The southern gospel world was first introduced to the Garms family through this video of their youngest child, Caleb, with Legacy Five. 7-year-old Caleb stole the show with his easy charm and stage presence, making a couple members of the group uneasy about being able to keep their jobs in the long run (particularly Glen Dustin, when it was revealed that Caleb aspires to be a bass!)
Some time later, the entire Garms family became contributors to southerngospelblog.com, and their posts have become regular high points. When I discovered they were a traveling gospel band, I checked out the sneak peek of their debut album and was delighted at what I heard. They graciously provided a review copy at my request, and today I bring you my thoughts on this fresh project from the Great Adventure Gospel Band.
The style ranges from straight-up southern gospel to bluegrass to folk. Here are some highlights:
“Wonderful Time Up There”: This is a father/son duet between David and Ben with backup from “the girls.” David sings the lead, but Ben really steals the show as we get to see his bass singing in full action on the familiar classic. He’s probably the family’s most polished singer at the moment. Kris also shines on piano. Really fun stuff, and it’s almost over too soon.
“Were You There”: Everybody shines on this folk-flavored arrangement of the dramatic spiritual. Ben’s haunting acoustic guitar provides the backbone for the instrumentation, but 9-year-old Jayme also plays an impressive, Celtic-sounding lead violin, with Taylor playing harmony violin. The little ones sing the first verse very movingly, Taylor sings a poignant solo on verse two, the female trio handles verse three, and the whole family sings the triumphant final verse. One minor quibble: My understanding is that the final verse changes the “it causes me to tremble” line to “I feel like shouting glory.” Here, it’s “tremble” all the way through.

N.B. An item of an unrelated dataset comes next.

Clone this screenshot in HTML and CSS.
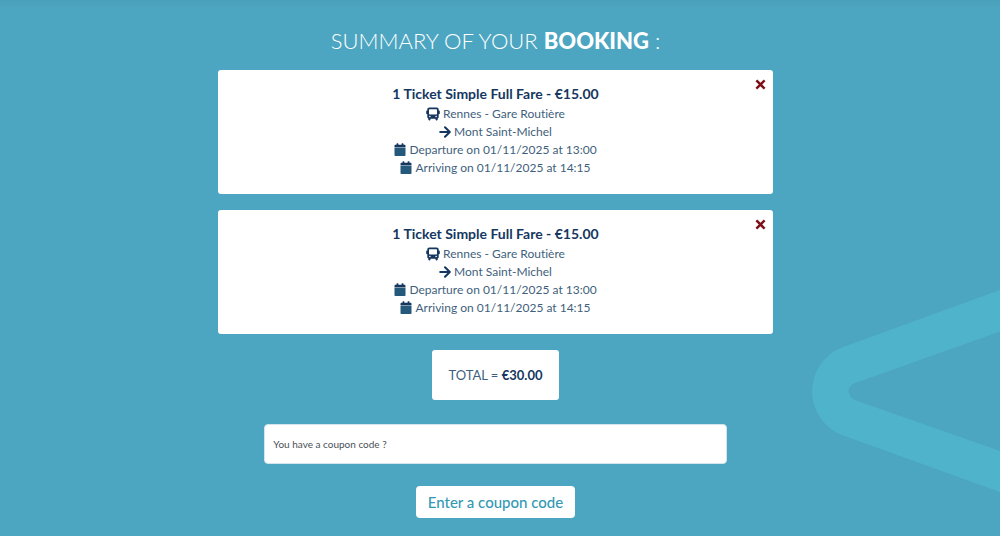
FILE: index.html
```html
<!DOCTYPE html>
<html lang="en">
<head>
<meta charset="utf-8">
<meta name="viewport" content="width=device-width, initial-scale=1">
<title>Summary of your booking</title>
<link rel="stylesheet" href="styles.css">
</head>
<body>
<svg class="symbols" aria-hidden="true">
  <symbol id="bus" viewBox="0 0 14 14">
    <path fill-rule="evenodd" d="M3.4 0.5h7.2C12 .5 12.7 1.3 12.7 2.5v1h.3c.5 0 .8.3.8.8v2.2c0 .5-.3.8-.8.8h-.3v3c0 .6-.4 1.100-1 1.300v1c0 .5-.3.8-.8.8h-.6c-.5 0-.8-.3-.8-.8v-.9h-5v.9c0 .5-.3.8-.8.8h-.6c-.5 0-.8-.3-.8-.8v-1c-.6-.2-1-.7-1-1.300v-3H1c-.5 0-.8-.3-.8-.8V4.300c0-.5.3-.8.8-.8h.3v-1C1.300 1.300 2 .5 3.400.5zM3.600 2.200c-.4 0-.6.2-.6.6v4c0 .4.2.6.6.6h6.800c.4 0 .6-.2.6-.6v-4c0-.4-.2-.6-.6-.6zM3.900 8.700a.8.8 0 1 0 0 1.600.8.8 0 0 0 0-1.600zM10.100 8.700a.8.8 0 1 0 0 1.600.8.8 0 0 0 0-1.600z"/>
  </symbol>
  <symbol id="arrow" viewBox="0 0 12 14">
    <path d="M1.200 7H10.400M6 2.200 10.800 7 6 11.800" fill="none" stroke="currentColor" stroke-width="2" stroke-linecap="round" stroke-linejoin="round"/>
  </symbol>
  <symbol id="calendar" viewBox="0 0 12 14">
    <path class="calendar-top" d="M.5 4.400V3c0-.7.5-1.200 1.200-1.200H2.500V.9c0-.4.200-.6.6-.6h.7c.4 0 .6.200.6.600v.9h3.200V.9c0-.4.200-.6.6-.6h.7c.4 0 .6.200.6.600v.9h.8c.7 0 1.200.5 1.200 1.200v1.400z"/>
    <path d="M.5 5h11v7.200c0 .6-.3.800-.8.800H1.300C.8 13 .5 12.800.5 12.200z"/>
  </symbol>
  <symbol id="cross" viewBox="0 0 10 10">
    <path d="M2 2 8 8M8 2 2 8" stroke="currentColor" stroke-width="2.200" stroke-linecap="square"/>
  </symbol>
</svg>
<svg class="chevron" viewBox="0 0 190 204" aria-hidden="true">
  <path d="M190 0V41.500L48 92Q39 94 38.500 101Q39 108 46 110.500L190 161V202L32 145A47 47 0 0 1 32 57.500Z"/>
</svg>
<main class="summary">
  <h1 class="title">SUMMARY OF YOUR <strong>BOOKING</strong> :</h1>
  <article class="ticket">
    <button class="remove" type="button" aria-label="Remove ticket"><svg><use href="#cross"/></svg></button>
    <h2 class="fare">1 Ticket Simple Full Fare - €15.00</h2>
    <p class="line"><svg class="icon icon-bus"><use href="#bus"/></svg>Rennes - Gare Routière</p>
    <p class="line"><svg class="icon"><use href="#arrow"/></svg>Mont Saint-Michel</p>
    <p class="line"><svg class="icon icon-calendar"><use href="#calendar"/></svg>Departure on 01/11/2025 at 13:00</p>
    <p class="line"><svg class="icon icon-calendar"><use href="#calendar"/></svg>Arriving on 01/11/2025 at 14:15</p>
  </article>
  <article class="ticket">
    <button class="remove" type="button" aria-label="Remove ticket"><svg><use href="#cross"/></svg></button>
    <h2 class="fare">1 Ticket Simple Full Fare - €15.00</h2>
    <p class="line"><svg class="icon icon-bus"><use href="#bus"/></svg>Rennes - Gare Routière</p>
    <p class="line"><svg class="icon"><use href="#arrow"/></svg>Mont Saint-Michel</p>
    <p class="line"><svg class="icon icon-calendar"><use href="#calendar"/></svg>Departure on 01/11/2025 at 13:00</p>
    <p class="line"><svg class="icon icon-calendar"><use href="#calendar"/></svg>Arriving on 01/11/2025 at 14:15</p>
  </article>
  <p class="total">TOTAL = <strong>€30.00</strong></p>
  <form class="coupon">
    <input class="coupon-input" type="text" aria-label="Coupon code" placeholder="You have a coupon code ?">
    <button class="coupon-button" type="button">Enter a coupon code</button>
  </form>
</main>
</body>
</html>
```
FILE: styles.css
```css
* {
  box-sizing: border-box;
}

body {
  position: relative;
  margin: 0;
  min-height: 100vh;
  overflow-x: hidden;
  background: linear-gradient(#489fb9, #4da6c1 8px);
  color: #3f5f7d;
  font: 12px/18px Lato, sans-serif;
  font-variant-ligatures: none;
}

.symbols {
  position: absolute;
  width: 0;
  height: 0;
}

.chevron {
  position: absolute;
  top: 290px;
  right: 0;
  width: 190px;
  height: 204px;
  fill: #50b3cc;
}

.summary {
  position: relative;
  display: flex;
  flex-direction: column;
  align-items: center;
  padding: 26px 9px 18px 0;
}

.title {
  margin: 0 0 14px;
  color: #fff;
  font-size: 22px;
  font-weight: 300;
  line-height: 30px;
}

.title strong {
  font-weight: 900;
}

.ticket {
  position: relative;
  width: 56%;
  margin-bottom: 16px;
  padding: 14px 16px 17px;
  border-radius: 3px;
  background: #fff;
  text-align: center;
}

.fare {
  margin: 0 0 2px;
  color: #15375f;
  font-size: 14px;
  font-weight: 700;
  line-height: 19px;
}

.line {
  display: flex;
  align-items: center;
  justify-content: center;
  gap: 3px;
  margin: 0;
}

.icon {
  width: 12px;
  height: 14px;
  color: #15375f;
  fill: #15375f;
}

.icon-bus {
  width: 14px;
}

.icon-calendar {
  fill: #24597b;
}

.calendar-top {
  fill: #15375f;
}

.remove {
  position: absolute;
  top: 9px;
  right: 7px;
  display: flex;
  padding: 0;
  border: 0;
  background: none;
  color: #7c1018;
  cursor: pointer;
}

.remove svg {
  width: 11px;
  height: 11px;
}

.total {
  margin: 0 0 24px;
  padding: 16px;
  border-radius: 3px;
  background: #fff;
  font-size: 13px;
}

.total strong {
  color: #15375f;
  font-weight: 700;
}

.coupon {
  display: flex;
  flex-direction: column;
  align-items: center;
  gap: 22px;
  width: 56%;
}

.coupon-input {
  width: 83.333%;
  height: 40px;
  padding: 0 8px;
  border: 1px solid #d5e4ea;
  border-radius: 4px;
  background: #fff;
  color: #495057;
  font: 10px/16px Lato, sans-serif;
}

.coupon-input::placeholder {
  color: #495057;
  opacity: 1;
}

.coupon-button {
  padding: 6px 12px;
  border: 0;
  border-radius: 4px;
  background: #fff;
  color: #3499b3;
  font: 500 15px/20px Lato, sans-serif;
  cursor: pointer;
}
```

“Poor Wayfaring Stranger”: This is the most pure folk cut on the whole album, sung by the female trio. Their vocals here have that raw, hard-to-describe feeling that’s characteristic to folk music. It’s like something from the “O Brother Where Art Thou” soundtrack—unpolished, untouched, and appealing for precisely that reason. Definitely not a southern gospel sound, so it might have to grow a little on those who are unused to folk/bluegrass. But I think it fits the mood of the song perfectly. There’s an extra bit to the arrangement at the end which sounds pretty cool, with some ethereal effects added to the ladies’ voices. However, the sudden New Age feel does seem to clash musically with the earthiness of the rest of the arrangement. It’s a neat sound, just a slightly odd genre shift.

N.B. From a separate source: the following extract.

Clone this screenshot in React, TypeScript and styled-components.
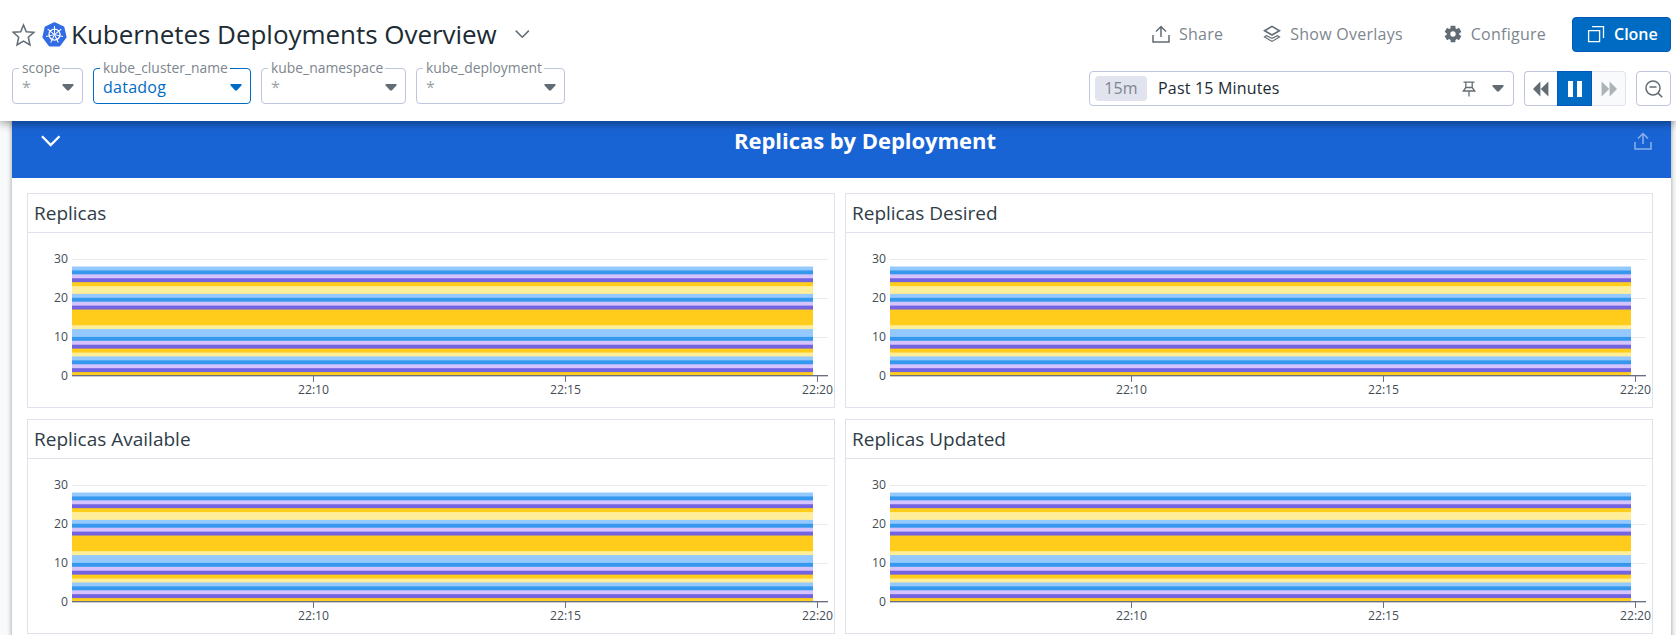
import React from 'react';
import styled, { createGlobalStyle } from 'styled-components';

const GlobalStyle = createGlobalStyle`
  *, *::before, *::after { box-sizing: border-box; }
  html, body { margin: 0; height: 100%; overflow: hidden; }
  body { font-family: "Open Sans", "Noto Sans", sans-serif; background: #f9fafc; color: #1c2b34; }
  button { font: inherit; color: inherit; background: none; border: 0; padding: 0; margin: 0; }
  svg { display: block; flex: none; }
`;

const Page = styled.div`
  width: 1676px;
  height: 635px;
  overflow: hidden;
  display: flex;
  flex-direction: column;
`;

const Header = styled.header`
  position: relative;
  z-index: 1;
  flex: none;
  height: 121px;
  background: #fff;
  box-shadow: 0 1px 10px rgba(0, 0, 0, 0.5);
  padding: 17px 5px 0 12px;
`;

const TitleRow = styled.div`
  display: flex;
  align-items: center;
  height: 35px;
`;

const Title = styled.h1`
  margin: 0 18px 0 4px;
  font-size: 26px;
  line-height: 35px;
  font-weight: 400;
  letter-spacing: -0.04px;
  white-space: nowrap;
`;

const HelmSlot = styled.span`
  margin-left: 6px;
`;

const Actions = styled.div`
  margin-left: auto;
  display: flex;
  align-items: center;
`;

const Action = styled.button<{ $after: number }>`
  display: flex;
  align-items: center;
  gap: 9px;
  margin-right: ${p => p.$after}px;
  font-size: 16px;
  line-height: 22px;
  padding-bottom: 1px;
  letter-spacing: 0.25px;
  color: #7d868e;
  white-space: nowrap;
`;

const CloneButton = styled.button`
  display: flex;
  align-items: center;
  gap: 9px;
  width: 99px;
  height: 35px;
  padding: 0 0 1px 14px;
  border: 1px solid #0058b8;
  border-radius: 4px;
  background: #006bc2;
  color: #fff;
  font-size: 16px;
  font-weight: 600;
`;

const ControlRow = styled.div`
  display: flex;
  justify-content: space-between;
  padding-top: 8px;
`;

const Variables = styled.div`
  display: flex;
  gap: 10px;
`;

const Variable = styled.fieldset<{ $width: number; $active?: boolean }>`
  display: flex;
  width: ${p => p.$width}px;
  min-width: 0;
  height: 44px;
  margin: 0;
  padding: 1px 8px 0 9px;
  border: 1px solid ${p => (p.$active ? '#006bc2' : '#c0c5de')};
  border-radius: 4px;
  color: ${p => (p.$active ? '#006bc2' : '#9aa1a6')};
`;

const VariableName = styled.legend`
  margin-left: -3px;
  padding: 0 2px 0 3px;
  font-size: 13.9px;
  line-height: 15px;
  padding-bottom: 1px;
  color: #7d868e;
  white-space: nowrap;
`;

const VariableValue = styled.div`
  display: flex;
  align-items: center;
  justify-content: space-between;
  width: 100%;
  height: 20px;
  font-size: 16px;
  line-height: 20px;
  letter-spacing: 0.25px;
`;

const TimeControls = styled.div`
  display: flex;
  gap: 10px;
  padding-top: 11px;
`;

const RangePicker = styled.div`
  display: flex;
  align-items: center;
  width: 425px;
  height: 35px;
  padding: 0 9px 0 5px;
  border: 1px solid #c0c5de;
  border-radius: 4px;
  font-size: 16px;
  letter-spacing: 0.18px;
`;

const RangeBadge = styled.span`
  width: 52px;
  height: 25px;
  margin-right: 11px;
  border-radius: 4px;
  background: #e1e4ee;
  color: #7d868e;
  line-height: 24px;
  text-align: center;
`;

const RangeLabel = styled.span`
  flex: 1;
  line-height: 22px;
  padding-bottom: 1px;
`;

const PinSlot = styled.span`
  margin-right: 16px;
`;

const Playback = styled.div`
  display: flex;
`;

const PlayButton = styled.button<{ $kind: 'start' | 'on' | 'end' }>`
  display: flex;
  align-items: center;
  justify-content: center;
  width: ${p => (p.$kind === 'start' ? 33 : p.$kind === 'on' ? 35 : 34)}px;
  height: 35px;
  border: 1px solid ${p => ({ start: '#c0c5de', on: '#0058b8', end: '#e1e4ee' })[p.$kind]};
  border-left-width: ${p => (p.$kind === 'end' ? 0 : 1)}px;
  border-right-width: ${p => (p.$kind === 'start' ? 0 : 1)}px;
  border-radius: ${p => ({ start: '4px 0 0 4px', on: '0', end: '0 4px 4px 0' })[p.$kind]};
  background: ${p => ({ start: '#fff', on: '#006bc2', end: '#f9fafc' })[p.$kind]};
`;

const ZoomButton = styled.button`
  display: flex;
  align-items: center;
  justify-content: center;
  width: 35px;
  height: 35px;
  padding-left: 1px;
  border: 1px solid #c0c5de;
  border-radius: 4px;
`;

const Board = styled.main`
  flex: 1;
  width: 1659px;
  margin-left: 12px;
  background: #fff;
  box-shadow: 0 0 5px rgba(0, 0, 0, 0.4);
`;

const GroupHeader = styled.div`
  display: flex;
  align-items: center;
  height: 57px;
  padding: 0 19px 17px 29px;
  background: #1964d5;
  color: #fff;
`;

const GroupTitle = styled.h2`
  flex: 1;
  margin: 0;
  padding: 0 0 2px 35px;
  font-size: 22px;
  line-height: 28px;
  font-weight: 700;
  letter-spacing: -0.05px;
  text-align: center;
`;

const Grid = styled.div`
  display: grid;
  grid-template-columns: 808px 808px;
  grid-auto-rows: 215px;
  gap: 11px 10px;
  padding: 15px;
`;

const Card = styled.section`
  border: 1px solid #e1e1eb;
`;

const CardTitle = styled.h3`
  margin: 0;
  height: 39px;
  padding-left: 6px;
  border-bottom: 1px solid #e1e1eb;
  font-size: 19px;
  line-height: 38px;
  font-weight: 400;
  color: #2f3d47;
`;

const AxisText = styled.text`
  font-size: 12.2px;
  fill: #434c55;
`;

const Caret = ({ color }: { color: string }) => (
  <svg width="12" height="7" viewBox="0 0 12 7">
    <path d="M1.200 0h9.600c.900 0 1.200.900.600 1.500L7 6.300c-.600.600-1.400.600-2 0L.600 1.500C0 .900.300 0 1.200 0z" fill={color} />
  </svg>
);

const StarIcon = () => (
  <svg width="24" height="24" viewBox="0 0 24 24" fill="none" stroke="#626c74" strokeWidth="1.500">
    <path d="M11.500 2l2.800 6.800 7.600.500-5.600 4.900 1.700 7.800-6.500-3.900L5 22l1.700-7.800L1.100 9.300l7.600-.500z" />
  </svg>
);

const spokes = [0, 1, 2, 3, 4, 5, 6].map(i => (i * 360) / 7);

const HelmIcon = () => (
  <svg width="25" height="25" viewBox="0 0 25 25">
    <path
      d="M12.500 1.200L21.400 5.500 23.600 15.100 17.400 23.400H7.600L1.400 15.100 3.600 5.500z"
      fill="#326ce5"
      stroke="#326ce5"
      strokeWidth="2"
      strokeLinejoin="round"
    />
    <g transform="translate(12.500 12.600)" stroke="#fff" fill="none">
      <circle r="5.500" strokeWidth="1.300" />
      {spokes.map(a => (
        <path key={a} d="M0 -1.200V-8.700" strokeWidth="1" transform={`rotate(${a})`} />
      ))}
      <circle r="1.300" fill="#fff" stroke="none" />
    </g>
  </svg>
);

const Chevron = ({ w, color, sw }: { w: number; color: string; sw: number }) => (
  <svg width={w} height={w * 0.7} viewBox="0 0 20 14" fill="none" stroke={color} strokeWidth={sw}>
    <path d="M1 2.200L9.700 11 18.500 2.200" />
  </svg>
);

const ShareIcon = ({ color }: { color: string }) => (
  <svg width="18" height="18" viewBox="0 0 18 18" fill="none" stroke={color} strokeWidth="1.500">
    <path d="M1 10v7.100h16V10M9 12V1.500M4 6.500L9 1.500l5 5" />
  </svg>
);

const LayersIcon = () => (
  <svg width="18" height="18" viewBox="0 0 18 18" fill="none" stroke="#626c74" strokeWidth="1.600">
    <path d="M1.500 5.700L9 1.400l7.500 4.300L9 10z" />
    <path d="M3.500 10.600l-2 1.300L9 16.400l7.500-4.500-2-1.300L9 13.300z" strokeWidth="1.200" />
  </svg>
);

const teeth = [0, 60, 120];

const GearIcon = () => (
  <svg width="18" height="18" viewBox="-9 -9 18 18" fill="#626c74">
    {teeth.map(a => (
      <rect key={a} x="-2.400" y="-8.300" width="4.800" height="16.600" rx=".5" transform={`rotate(${a})`} />
    ))}
    <circle r="6.300" />
    <circle r="2.700" fill="#fff" />
  </svg>
);

const CloneIcon = () => (
  <svg width="18" height="18" viewBox="0 0 18 18" fill="none" stroke="#fff" strokeWidth="1.300">
    <path d="M1.600 5.600h11v11h-11zM5 1.600h11.500V13" />
  </svg>
);

const PinIcon = () => (
  <svg width="14" height="16" viewBox="0 0 14 16" fill="none" stroke="#626c74" strokeWidth="1.300">
    <path d="M1.500 1.200h11M3.800 1.500v5.300M10.200 1.500v5.300M3.800 6.500L1.300 10h11.400l-2.500-3.500zM7 10v5.500" />
  </svg>
);

const SeekIcon = ({ color, flip }: { color: string; flip?: boolean }) => (
  <svg width="16" height="16" viewBox="0 0 16 16" fill={color}>
    <path
      d="M7.400 .500v15L0 8zM15.400 .500v15L7.800 8z"
      transform={flip ? 'matrix(-1 0 0 1 16 0)' : undefined}
    />
  </svg>
);

const PauseIcon = () => (
  <svg width="14" height="16" viewBox="0 0 14 16" fill="#fff">
    <path d="M0 0h5v16H0zM9 0h5v16H9z" />
  </svg>
);

const ZoomOutIcon = () => (
  <svg width="18" height="18" viewBox="0 0 18 18" fill="none" stroke="#626c74" strokeWidth="1.500">
    <circle cx="8" cy="8" r="7" />
    <path d="M4.500 7h7M12.900 12.900l4.300 4.300" />
  </svg>
);

const palette = {
  gold: '#ffcc1c',
  violet: '#7463e1',
  lilac: '#d6c3fd',
  blue: '#3598ec',
  sky: '#93c9ff',
  cream: '#ffee99',
};

type Series = [keyof typeof palette, number];

const series: Series[] = [
  ['gold', 1], ['violet', 1], ['lilac', 1], ['blue', 1], ['sky', 1],
  ['cream', 1], ['gold', 1], ['violet', 1], ['lilac', 1], ['blue', 1],
  ['sky', 2], ['cream', 1], ['gold', 4], ['violet', 1], ['lilac', 1],
  ['blue', 1], ['sky', 1], ['cream', 2], ['gold', 1], ['violet', 1],
  ['lilac', 1], ['blue', 1], ['sky', 1],
];

const UNIT = 3.91;
const BASE = 143;

// Tallest first: each area reaches the baseline and the next one covers its lower part.
const areas = series
  .map(([name], i) => ({
    color: palette[name],
    height: series.slice(0, i + 1).reduce((sum, s) => sum + s[1], 0) * UNIT,
  }))
  .reverse();

const timeTicks = [
  { x: 285.5, label: '22:10' },
  { x: 537.5, label: '22:15' },
  { x: 789.5, label: '22:20' },
];

const StackedChart = () => (
  <svg width="806" height="174" viewBox="0 0 806 174">
    {[30, 20, 10].map(v => (
      <path key={v} d={`M44 ${Math.round(BASE - v * UNIT) + 0.5}H800`} stroke="#e9e9ec" />
    ))}
    {areas.map((a, i) => (
      <rect key={i} x="44" y={BASE - a.height} width="741" height={a.height} fill={a.color} />
    ))}
    <path d="M44 142.500H800" stroke="#6b6f86" />
    <path d="M44 143.500H800" stroke="#c9cbd4" />
    {[0, 10, 20, 30].map(v => (
      <AxisText key={v} x="40" y={146.500 - v * 3.890} textAnchor="end">{v}</AxisText>
    ))}
    {timeTicks.map(t => (
      <g key={t.label}>
        <path d={`M${t.x} 143v6`} stroke="#6b6f86" />
        <AxisText x={t.x} y="161" textAnchor="middle">{t.label}</AxisText>
      </g>
    ))}
  </svg>
);

const variables = [
  { name: 'scope', value: '*', width: 71 },
  { name: 'kube_cluster_name', value: 'datadog', width: 158, active: true },
  { name: 'kube_namespace', value: '*', width: 145 },
  { name: 'kube_deployment', value: '*', width: 149 },
];

const cards = ['Replicas', 'Replicas Desired', 'Replicas Available', 'Replicas Updated'];

export default function App() {
  return (
    <Page>
      <GlobalStyle />
      <Header>
        <TitleRow>
          <StarIcon />
          <HelmSlot><HelmIcon /></HelmSlot>
          <Title>Kubernetes Deployments Overview</Title>
          <Chevron w={15} color="#626c74" sw={2} />
          <Actions>
            <Action $after={40}><ShareIcon color="#626c74" />Share</Action>
            <Action $after={41}><LayersIcon />Show Overlays</Action>
            <Action $after={26}><GearIcon />Configure</Action>
            <CloneButton><CloneIcon />Clone</CloneButton>
          </Actions>
        </TitleRow>
        <ControlRow>
          <Variables>
            {variables.map(v => (
              <Variable key={v.name} $width={v.width} $active={v.active}>
                <VariableName>{v.name}</VariableName>
                <VariableValue>
                  {v.value}
                  <Caret color={v.active ? '#006bc2' : '#626c74'} />
                </VariableValue>
              </Variable>
            ))}
          </Variables>
          <TimeControls>
            <RangePicker>
              <RangeBadge>15m</RangeBadge>
              <RangeLabel>Past 15 Minutes</RangeLabel>
              <PinSlot><PinIcon /></PinSlot>
              <Caret color="#626c74" />
            </RangePicker>
            <Playback>
              <PlayButton $kind="start"><SeekIcon color="#626c74" /></PlayButton>
              <PlayButton $kind="on"><PauseIcon /></PlayButton>
              <PlayButton $kind="end"><SeekIcon color="#adb2b7" flip /></PlayButton>
            </Playback>
            <ZoomButton><ZoomOutIcon /></ZoomButton>
          </TimeControls>
        </ControlRow>
      </Header>
      <Board>
        <GroupHeader>
          <Chevron w={20} color="#fff" sw={2.300} />
          <GroupTitle>Replicas by Deployment</GroupTitle>
          <ShareIcon color="#8cb1ea" />
        </GroupHeader>
        <Grid>
          {cards.map(name => (
            <Card key={name}>
              <CardTitle>{name}</CardTitle>
              <StackedChart />
            </Card>
          ))}
        </Grid>
      </Board>
    </Page>
  );
}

Also worth mentioning is that one song on here was written by a little adventurer! Jayme Garms is apparently a budding songwriter as well as singer/musician, and she wrote “I Need You Lord” when she was only seven. The song might not seem particularly remarkable by itself, but when the age of the author is taken into consideration, it’s rather impressive. A very simple, jangly folk tune, it follows a lyrical progression obviously inspired by Pilgrim’s Progress, as the singer asks for help to remove his burden, is told to go to the cross, and finds it taken off there. It will be interesting to watch as Jayme’s writing talents continue to mature. Other songs include “Lord I Want to Thank You,” “Bigger Than Any Mountain” (sung by the Little Adventurers), “He’s Still Working On Me” (ditto, and a great one to play for little kids), and “Power In the Blood.”